Two systematic biases emerged. First, sentences explicitly marked “Citation needed” on Wikipedia were over‑cited by all models except the smallest one: selection rates were 10–27 % higher than human rates, suggesting that the prevalence of this tag in pre‑training data leads models to over‑estimate cite‑worthiness. Second, models under‑cite sentences containing numeric expressions (‑9.8 % to ‑22.6 % relative to humans) and those containing personal names (‑3.9 % to ‑20.1 %). These categories are precisely where humans demand citations for precision or verification, indicating a gap in the models’ risk assessment.

The authors then applied Direct Preference Optimization (DPO), a reinforcement‑learning‑style fine‑tuning method that directly optimizes the model to match the human pairwise preferences. After DPO training, overall agreement improved by 11.8 % absolute points, and the over‑citation of “Citation needed” sentences dropped by 5–7 % relative to humans. This demonstrates that LLM citation behavior can be calibrated post‑hoc to better reflect user expectations, mitigating biases inherited from the pre‑training corpus.

Key contributions are: (1) the first dataset explicitly targeting human citation‑worthiness judgments across diverse content types; (2) a systematic comparison of many state‑of‑the‑art LLMs against human preferences, revealing both scaling benefits and persistent biases; (3) empirical evidence that training‑data artifacts (e.g., Wikipedia “Citation needed” tags) skew model behavior; (4) a proof‑of‑concept that DPO can align LLMs with human citation preferences.
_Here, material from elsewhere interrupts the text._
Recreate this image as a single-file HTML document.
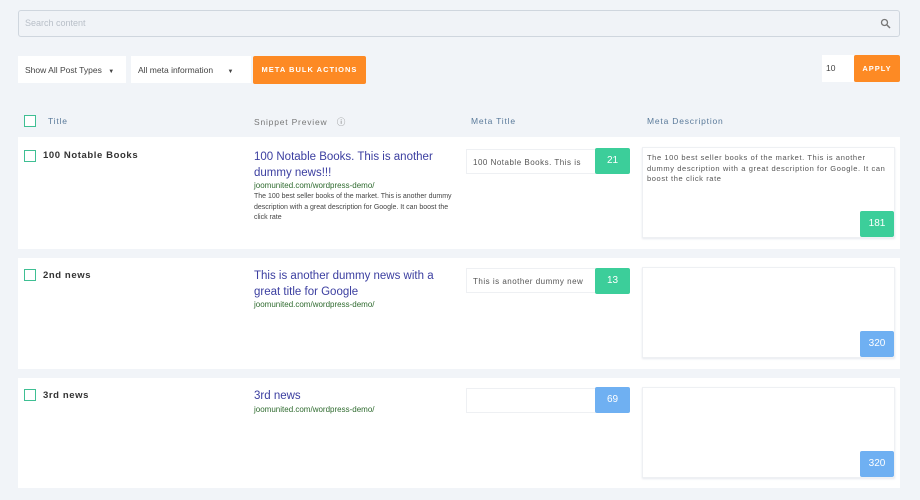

Limitations include reliance on Wikipedia‑derived sentences, which may not generalize to other domains (legal, scientific literature) or to real‑world user interactions where citation needs are context‑dependent. Future work should expand the taxonomy to more domains, incorporate live user feedback loops, and explore optimal trade‑offs between citation density and user satisfaction. The study lays groundwork for fine‑grained control of LLM citation policies, an essential step toward trustworthy, user‑aligned generative AI.